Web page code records

** START **

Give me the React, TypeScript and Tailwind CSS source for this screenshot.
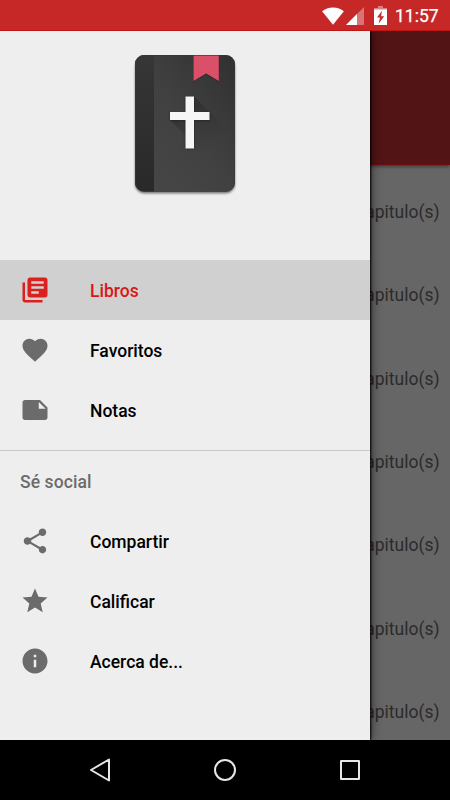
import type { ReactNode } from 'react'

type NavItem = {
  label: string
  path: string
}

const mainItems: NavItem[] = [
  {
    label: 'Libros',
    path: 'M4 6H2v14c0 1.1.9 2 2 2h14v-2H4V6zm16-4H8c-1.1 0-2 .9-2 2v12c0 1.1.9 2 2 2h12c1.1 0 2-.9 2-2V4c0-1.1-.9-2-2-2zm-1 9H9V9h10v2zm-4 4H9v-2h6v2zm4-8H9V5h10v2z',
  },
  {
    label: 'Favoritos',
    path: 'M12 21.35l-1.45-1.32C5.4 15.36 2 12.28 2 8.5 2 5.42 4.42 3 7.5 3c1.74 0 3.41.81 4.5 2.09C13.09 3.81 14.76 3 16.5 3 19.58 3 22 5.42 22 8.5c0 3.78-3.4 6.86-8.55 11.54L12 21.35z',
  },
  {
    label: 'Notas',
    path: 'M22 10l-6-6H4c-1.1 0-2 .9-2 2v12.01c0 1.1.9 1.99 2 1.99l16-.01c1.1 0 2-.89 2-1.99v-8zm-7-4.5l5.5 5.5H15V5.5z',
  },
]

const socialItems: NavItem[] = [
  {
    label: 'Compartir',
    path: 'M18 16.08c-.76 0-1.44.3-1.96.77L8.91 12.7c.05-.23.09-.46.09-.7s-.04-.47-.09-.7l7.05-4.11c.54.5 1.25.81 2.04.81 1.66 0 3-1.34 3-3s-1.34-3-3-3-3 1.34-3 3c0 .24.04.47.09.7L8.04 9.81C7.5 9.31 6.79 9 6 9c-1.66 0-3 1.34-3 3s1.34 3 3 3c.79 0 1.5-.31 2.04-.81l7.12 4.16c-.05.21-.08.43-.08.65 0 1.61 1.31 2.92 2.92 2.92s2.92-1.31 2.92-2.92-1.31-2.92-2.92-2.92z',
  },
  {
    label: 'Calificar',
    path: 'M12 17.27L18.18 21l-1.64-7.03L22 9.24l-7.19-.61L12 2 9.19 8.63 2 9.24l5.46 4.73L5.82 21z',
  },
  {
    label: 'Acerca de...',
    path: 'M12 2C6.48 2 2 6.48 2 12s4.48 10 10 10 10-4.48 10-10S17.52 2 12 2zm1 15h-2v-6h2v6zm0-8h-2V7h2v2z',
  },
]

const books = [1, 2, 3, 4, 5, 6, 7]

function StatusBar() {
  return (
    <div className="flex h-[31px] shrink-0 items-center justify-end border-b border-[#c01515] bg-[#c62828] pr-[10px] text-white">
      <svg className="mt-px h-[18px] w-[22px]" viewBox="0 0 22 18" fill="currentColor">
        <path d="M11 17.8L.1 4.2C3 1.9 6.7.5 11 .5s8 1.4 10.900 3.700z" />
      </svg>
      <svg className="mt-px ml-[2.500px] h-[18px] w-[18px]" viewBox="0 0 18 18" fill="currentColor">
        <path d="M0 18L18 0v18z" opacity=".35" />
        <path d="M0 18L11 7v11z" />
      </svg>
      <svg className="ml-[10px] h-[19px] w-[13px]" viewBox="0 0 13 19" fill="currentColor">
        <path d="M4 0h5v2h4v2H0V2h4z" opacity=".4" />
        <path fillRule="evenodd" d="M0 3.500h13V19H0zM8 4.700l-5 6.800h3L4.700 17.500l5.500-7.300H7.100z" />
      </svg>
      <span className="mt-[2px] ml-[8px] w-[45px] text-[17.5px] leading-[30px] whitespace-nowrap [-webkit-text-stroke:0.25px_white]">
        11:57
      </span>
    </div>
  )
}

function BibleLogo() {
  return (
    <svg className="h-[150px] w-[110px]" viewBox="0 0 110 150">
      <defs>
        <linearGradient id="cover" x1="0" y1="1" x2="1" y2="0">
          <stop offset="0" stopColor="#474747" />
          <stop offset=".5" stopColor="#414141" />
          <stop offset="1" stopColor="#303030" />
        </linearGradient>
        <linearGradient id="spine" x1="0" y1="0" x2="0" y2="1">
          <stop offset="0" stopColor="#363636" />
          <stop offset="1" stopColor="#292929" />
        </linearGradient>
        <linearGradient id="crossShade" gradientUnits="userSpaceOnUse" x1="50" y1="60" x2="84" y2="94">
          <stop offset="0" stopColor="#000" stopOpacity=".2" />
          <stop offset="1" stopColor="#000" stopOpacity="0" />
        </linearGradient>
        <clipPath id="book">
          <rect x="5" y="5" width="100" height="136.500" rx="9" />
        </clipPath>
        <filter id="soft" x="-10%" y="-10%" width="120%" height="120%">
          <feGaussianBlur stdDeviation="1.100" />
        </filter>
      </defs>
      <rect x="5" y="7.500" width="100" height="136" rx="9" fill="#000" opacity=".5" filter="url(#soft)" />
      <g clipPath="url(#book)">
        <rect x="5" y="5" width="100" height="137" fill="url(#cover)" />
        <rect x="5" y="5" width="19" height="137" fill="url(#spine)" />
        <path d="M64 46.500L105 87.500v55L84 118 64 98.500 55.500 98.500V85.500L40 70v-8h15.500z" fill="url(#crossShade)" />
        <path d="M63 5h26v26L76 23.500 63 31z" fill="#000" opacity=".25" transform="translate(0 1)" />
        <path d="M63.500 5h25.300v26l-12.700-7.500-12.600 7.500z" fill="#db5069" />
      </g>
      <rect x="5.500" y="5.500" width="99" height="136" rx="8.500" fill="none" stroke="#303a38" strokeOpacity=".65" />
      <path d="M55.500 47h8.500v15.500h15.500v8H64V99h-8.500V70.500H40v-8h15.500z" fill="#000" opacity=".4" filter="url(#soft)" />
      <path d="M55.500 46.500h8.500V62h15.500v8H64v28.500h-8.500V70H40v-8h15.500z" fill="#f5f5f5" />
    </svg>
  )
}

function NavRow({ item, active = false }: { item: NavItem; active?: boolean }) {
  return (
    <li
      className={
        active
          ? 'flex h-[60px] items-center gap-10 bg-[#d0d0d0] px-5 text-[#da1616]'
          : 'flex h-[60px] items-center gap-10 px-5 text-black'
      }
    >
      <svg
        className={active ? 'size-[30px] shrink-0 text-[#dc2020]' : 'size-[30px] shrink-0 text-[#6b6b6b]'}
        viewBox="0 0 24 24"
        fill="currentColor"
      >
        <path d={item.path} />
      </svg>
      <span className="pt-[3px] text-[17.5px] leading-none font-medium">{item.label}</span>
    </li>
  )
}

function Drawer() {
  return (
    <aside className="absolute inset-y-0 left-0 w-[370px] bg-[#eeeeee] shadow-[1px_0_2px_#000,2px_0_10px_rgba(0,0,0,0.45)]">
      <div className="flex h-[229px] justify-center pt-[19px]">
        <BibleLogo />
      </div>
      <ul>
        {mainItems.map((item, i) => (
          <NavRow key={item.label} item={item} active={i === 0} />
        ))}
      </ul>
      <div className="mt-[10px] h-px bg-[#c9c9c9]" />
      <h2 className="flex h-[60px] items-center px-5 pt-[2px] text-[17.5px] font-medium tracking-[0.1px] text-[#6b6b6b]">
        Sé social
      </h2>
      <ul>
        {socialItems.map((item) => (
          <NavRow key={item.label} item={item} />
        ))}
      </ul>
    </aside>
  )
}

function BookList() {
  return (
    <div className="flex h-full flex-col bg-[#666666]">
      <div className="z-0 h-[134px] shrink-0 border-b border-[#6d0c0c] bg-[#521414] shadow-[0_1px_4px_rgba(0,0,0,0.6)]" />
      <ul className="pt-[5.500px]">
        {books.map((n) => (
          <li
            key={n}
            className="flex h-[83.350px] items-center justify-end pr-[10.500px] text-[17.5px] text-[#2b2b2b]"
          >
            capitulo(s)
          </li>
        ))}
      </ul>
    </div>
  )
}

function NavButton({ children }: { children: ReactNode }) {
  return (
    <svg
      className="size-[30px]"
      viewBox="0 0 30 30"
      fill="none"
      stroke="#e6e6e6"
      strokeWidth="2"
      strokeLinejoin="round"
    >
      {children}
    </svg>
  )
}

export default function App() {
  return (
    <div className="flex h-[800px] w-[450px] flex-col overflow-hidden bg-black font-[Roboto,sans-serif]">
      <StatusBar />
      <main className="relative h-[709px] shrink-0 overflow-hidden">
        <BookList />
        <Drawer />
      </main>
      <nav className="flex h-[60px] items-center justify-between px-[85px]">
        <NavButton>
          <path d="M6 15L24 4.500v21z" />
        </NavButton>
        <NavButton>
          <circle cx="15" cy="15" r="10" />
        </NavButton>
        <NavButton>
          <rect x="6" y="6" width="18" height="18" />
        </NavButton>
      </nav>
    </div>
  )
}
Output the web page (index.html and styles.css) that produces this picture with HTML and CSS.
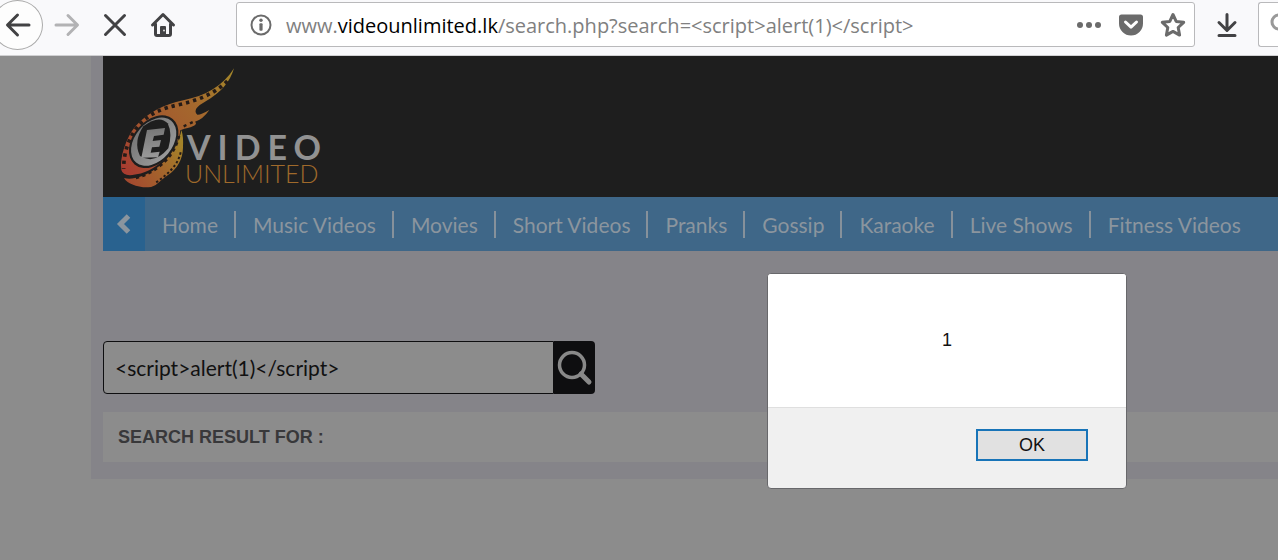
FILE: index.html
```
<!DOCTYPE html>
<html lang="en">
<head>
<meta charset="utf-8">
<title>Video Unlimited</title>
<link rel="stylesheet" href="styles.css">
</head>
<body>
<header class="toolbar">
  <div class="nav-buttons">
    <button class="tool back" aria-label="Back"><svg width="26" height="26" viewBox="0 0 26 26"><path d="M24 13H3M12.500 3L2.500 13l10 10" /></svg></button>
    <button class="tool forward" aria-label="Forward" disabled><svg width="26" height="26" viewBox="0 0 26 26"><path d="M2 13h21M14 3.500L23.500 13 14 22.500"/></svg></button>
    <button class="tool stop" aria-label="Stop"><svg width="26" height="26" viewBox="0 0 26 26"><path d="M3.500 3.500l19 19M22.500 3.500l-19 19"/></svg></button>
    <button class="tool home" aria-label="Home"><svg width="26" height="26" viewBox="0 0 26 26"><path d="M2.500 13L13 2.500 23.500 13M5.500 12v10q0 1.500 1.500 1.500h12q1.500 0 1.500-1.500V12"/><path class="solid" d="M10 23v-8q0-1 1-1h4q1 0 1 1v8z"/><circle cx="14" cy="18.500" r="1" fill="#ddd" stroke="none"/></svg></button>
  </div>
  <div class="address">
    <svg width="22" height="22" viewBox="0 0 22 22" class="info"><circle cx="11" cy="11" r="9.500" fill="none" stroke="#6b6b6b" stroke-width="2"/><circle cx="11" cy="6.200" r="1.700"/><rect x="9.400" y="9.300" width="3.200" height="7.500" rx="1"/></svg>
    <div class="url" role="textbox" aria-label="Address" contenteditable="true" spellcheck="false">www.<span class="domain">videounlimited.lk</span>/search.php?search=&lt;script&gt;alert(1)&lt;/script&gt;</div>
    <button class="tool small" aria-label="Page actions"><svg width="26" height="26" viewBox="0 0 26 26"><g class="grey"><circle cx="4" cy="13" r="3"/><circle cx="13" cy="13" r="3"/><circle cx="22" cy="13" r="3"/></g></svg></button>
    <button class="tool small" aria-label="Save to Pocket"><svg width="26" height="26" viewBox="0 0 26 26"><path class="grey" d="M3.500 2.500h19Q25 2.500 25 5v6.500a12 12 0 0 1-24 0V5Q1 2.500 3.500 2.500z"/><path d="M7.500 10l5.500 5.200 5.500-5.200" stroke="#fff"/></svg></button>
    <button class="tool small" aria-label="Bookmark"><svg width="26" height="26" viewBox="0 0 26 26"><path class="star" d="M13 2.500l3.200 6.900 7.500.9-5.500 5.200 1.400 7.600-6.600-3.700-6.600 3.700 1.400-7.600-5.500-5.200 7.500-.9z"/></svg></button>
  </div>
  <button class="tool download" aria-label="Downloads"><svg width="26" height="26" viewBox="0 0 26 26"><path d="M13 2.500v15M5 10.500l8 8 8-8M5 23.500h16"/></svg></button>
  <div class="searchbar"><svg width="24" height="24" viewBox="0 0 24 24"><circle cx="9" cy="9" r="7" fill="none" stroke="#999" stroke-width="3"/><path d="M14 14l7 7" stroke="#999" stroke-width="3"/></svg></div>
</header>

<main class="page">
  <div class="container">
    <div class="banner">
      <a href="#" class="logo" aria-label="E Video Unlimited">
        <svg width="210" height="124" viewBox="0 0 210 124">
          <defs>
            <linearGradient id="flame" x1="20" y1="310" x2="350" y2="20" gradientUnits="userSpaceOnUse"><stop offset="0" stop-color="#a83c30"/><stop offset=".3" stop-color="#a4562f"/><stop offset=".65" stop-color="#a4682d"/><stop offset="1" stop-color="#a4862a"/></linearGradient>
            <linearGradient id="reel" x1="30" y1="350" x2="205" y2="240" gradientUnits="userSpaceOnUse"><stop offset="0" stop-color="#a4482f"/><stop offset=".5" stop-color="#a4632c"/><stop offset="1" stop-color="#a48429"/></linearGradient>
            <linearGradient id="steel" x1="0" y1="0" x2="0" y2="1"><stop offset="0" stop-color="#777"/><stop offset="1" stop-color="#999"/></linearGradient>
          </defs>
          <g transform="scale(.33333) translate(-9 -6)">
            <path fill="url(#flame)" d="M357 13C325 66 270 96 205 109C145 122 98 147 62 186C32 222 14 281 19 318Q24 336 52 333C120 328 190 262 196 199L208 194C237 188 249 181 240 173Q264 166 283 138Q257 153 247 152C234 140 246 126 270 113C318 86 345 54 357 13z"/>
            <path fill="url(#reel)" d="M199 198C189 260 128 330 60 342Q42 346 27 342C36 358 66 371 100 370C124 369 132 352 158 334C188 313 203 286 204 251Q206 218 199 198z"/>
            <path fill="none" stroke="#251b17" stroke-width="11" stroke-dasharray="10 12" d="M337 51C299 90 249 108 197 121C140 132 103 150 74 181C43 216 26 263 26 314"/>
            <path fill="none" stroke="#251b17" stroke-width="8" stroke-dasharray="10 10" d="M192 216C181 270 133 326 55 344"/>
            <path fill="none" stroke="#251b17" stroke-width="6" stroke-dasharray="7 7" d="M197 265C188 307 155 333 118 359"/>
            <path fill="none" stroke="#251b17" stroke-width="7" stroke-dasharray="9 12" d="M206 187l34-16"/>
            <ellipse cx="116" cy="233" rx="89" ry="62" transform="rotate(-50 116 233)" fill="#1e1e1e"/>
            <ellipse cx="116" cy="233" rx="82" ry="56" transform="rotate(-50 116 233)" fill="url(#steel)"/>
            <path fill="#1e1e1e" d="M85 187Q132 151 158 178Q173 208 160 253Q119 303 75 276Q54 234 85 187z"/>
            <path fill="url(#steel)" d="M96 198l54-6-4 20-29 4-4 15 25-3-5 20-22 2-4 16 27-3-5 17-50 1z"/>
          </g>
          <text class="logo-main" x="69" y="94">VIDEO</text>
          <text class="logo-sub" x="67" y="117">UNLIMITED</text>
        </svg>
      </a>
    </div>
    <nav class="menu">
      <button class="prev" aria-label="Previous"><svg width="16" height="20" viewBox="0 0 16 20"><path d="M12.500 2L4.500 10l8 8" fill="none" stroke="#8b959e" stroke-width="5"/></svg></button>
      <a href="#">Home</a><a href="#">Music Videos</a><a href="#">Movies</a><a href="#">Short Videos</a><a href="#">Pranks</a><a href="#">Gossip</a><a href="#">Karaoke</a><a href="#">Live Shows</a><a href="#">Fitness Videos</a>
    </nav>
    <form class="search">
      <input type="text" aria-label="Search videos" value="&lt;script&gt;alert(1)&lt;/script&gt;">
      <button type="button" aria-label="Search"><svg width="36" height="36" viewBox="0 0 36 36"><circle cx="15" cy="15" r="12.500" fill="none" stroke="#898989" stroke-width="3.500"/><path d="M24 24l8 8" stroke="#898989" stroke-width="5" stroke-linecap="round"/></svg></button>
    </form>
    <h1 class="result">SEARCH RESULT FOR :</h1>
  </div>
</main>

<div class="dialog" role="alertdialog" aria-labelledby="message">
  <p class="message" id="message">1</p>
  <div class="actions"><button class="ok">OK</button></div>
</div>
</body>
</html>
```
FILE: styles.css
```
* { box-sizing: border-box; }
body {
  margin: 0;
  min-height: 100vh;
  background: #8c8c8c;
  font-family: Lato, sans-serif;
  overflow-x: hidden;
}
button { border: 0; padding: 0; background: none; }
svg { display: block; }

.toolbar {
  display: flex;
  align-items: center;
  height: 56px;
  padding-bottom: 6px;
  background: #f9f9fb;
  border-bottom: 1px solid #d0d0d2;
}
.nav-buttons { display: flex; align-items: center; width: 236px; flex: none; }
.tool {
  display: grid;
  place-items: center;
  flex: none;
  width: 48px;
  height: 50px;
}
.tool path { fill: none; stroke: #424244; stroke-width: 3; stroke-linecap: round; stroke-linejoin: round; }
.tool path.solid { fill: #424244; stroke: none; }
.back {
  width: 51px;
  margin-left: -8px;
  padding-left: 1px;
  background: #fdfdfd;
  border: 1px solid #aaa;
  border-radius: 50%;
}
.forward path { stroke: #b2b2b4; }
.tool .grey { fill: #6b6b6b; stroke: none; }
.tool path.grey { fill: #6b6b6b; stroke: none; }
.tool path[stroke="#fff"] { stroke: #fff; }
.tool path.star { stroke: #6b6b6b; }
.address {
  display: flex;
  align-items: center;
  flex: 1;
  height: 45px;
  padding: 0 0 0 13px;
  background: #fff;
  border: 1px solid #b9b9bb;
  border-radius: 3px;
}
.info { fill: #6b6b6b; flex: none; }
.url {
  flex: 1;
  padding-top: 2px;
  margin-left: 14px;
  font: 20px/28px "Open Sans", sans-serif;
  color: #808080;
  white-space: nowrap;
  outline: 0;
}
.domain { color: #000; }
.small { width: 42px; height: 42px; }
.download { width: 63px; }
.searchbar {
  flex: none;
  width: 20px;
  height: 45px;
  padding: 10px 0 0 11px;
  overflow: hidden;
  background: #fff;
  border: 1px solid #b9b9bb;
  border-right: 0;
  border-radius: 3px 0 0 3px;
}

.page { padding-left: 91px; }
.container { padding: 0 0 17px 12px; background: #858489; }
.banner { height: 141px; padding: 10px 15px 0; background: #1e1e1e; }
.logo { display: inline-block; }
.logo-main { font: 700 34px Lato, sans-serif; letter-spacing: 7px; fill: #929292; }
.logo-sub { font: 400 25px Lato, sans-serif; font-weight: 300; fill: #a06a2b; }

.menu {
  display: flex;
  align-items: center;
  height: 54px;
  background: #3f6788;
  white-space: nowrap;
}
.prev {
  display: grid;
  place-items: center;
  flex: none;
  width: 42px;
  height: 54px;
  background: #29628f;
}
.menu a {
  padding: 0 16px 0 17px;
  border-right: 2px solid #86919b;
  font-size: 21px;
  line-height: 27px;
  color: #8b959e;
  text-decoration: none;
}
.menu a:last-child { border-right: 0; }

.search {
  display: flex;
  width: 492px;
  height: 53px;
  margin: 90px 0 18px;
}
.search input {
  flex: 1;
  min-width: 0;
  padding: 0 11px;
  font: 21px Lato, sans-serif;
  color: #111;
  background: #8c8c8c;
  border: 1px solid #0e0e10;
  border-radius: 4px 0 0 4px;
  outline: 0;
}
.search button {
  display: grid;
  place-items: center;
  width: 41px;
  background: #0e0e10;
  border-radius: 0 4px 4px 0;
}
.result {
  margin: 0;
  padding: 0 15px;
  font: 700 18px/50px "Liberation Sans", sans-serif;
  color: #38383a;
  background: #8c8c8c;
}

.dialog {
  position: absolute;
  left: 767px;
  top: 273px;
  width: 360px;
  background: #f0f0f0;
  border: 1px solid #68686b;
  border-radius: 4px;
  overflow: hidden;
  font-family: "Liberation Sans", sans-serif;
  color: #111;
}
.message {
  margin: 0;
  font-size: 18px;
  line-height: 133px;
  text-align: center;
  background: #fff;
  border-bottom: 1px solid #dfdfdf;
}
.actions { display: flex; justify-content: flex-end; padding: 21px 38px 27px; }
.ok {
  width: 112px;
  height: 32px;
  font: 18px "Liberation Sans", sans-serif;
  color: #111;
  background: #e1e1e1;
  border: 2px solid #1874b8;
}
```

** END **

§ **WHAT NEEDS TO BE DONE**
The lines from the start of the entries above through the one containing "const books = [1, 2, 3, 4, 5, 6, 7]" are to be retyped exactly, and no others. Pictures are left out.

§ **OUTPUT OF THE EXERCISE**
Give me the React, TypeScript and Tailwind CSS source for this screenshot.
import type { ReactNode } from 'react'

type NavItem = {
  label: string
  path: string
}

const mainItems: NavItem[] = [
  {
    label: 'Libros',
    path: 'M4 6H2v14c0 1.1.9 2 2 2h14v-2H4V6zm16-4H8c-1.1 0-2 .9-2 2v12c0 1.1.9 2 2 2h12c1.1 0 2-.9 2-2V4c0-1.1-.9-2-2-2zm-1 9H9V9h10v2zm-4 4H9v-2h6v2zm4-8H9V5h10v2z',
  },
  {
    label: 'Favoritos',
    path: 'M12 21.35l-1.45-1.32C5.4 15.36 2 12.28 2 8.5 2 5.42 4.42 3 7.5 3c1.74 0 3.41.81 4.5 2.09C13.09 3.81 14.76 3 16.5 3 19.58 3 22 5.42 22 8.5c0 3.78-3.4 6.86-8.55 11.54L12 21.35z',
  },
  {
    label: 'Notas',
    path: 'M22 10l-6-6H4c-1.1 0-2 .9-2 2v12.01c0 1.1.9 1.99 2 1.99l16-.01c1.1 0 2-.89 2-1.99v-8zm-7-4.5l5.5 5.5H15V5.5z',
  },
]

const socialItems: NavItem[] = [
  {
    label: 'Compartir',
    path: 'M18 16.08c-.76 0-1.44.3-1.96.77L8.91 12.7c.05-.23.09-.46.09-.7s-.04-.47-.09-.7l7.05-4.11c.54.5 1.25.81 2.04.81 1.66 0 3-1.34 3-3s-1.34-3-3-3-3 1.34-3 3c0 .24.04.47.09.7L8.04 9.81C7.5 9.31 6.79 9 6 9c-1.66 0-3 1.34-3 3s1.34 3 3 3c.79 0 1.5-.31 2.04-.81l7.12 4.16c-.05.21-.08.43-.08.65 0 1.61 1.31 2.92 2.92 2.92s2.92-1.31 2.92-2.92-1.31-2.92-2.92-2.92z',
  },
  {
    label: 'Calificar',
    path: 'M12 17.27L18.18 21l-1.64-7.03L22 9.24l-7.19-.61L12 2 9.19 8.63 2 9.24l5.46 4.73L5.82 21z',
  },
  {
    label: 'Acerca de...',
    path: 'M12 2C6.48 2 2 6.48 2 12s4.48 10 10 10 10-4.48 10-10S17.52 2 12 2zm1 15h-2v-6h2v6zm0-8h-2V7h2v2z',
  },
]

const books = [1, 2, 3, 4, 5, 6, 7]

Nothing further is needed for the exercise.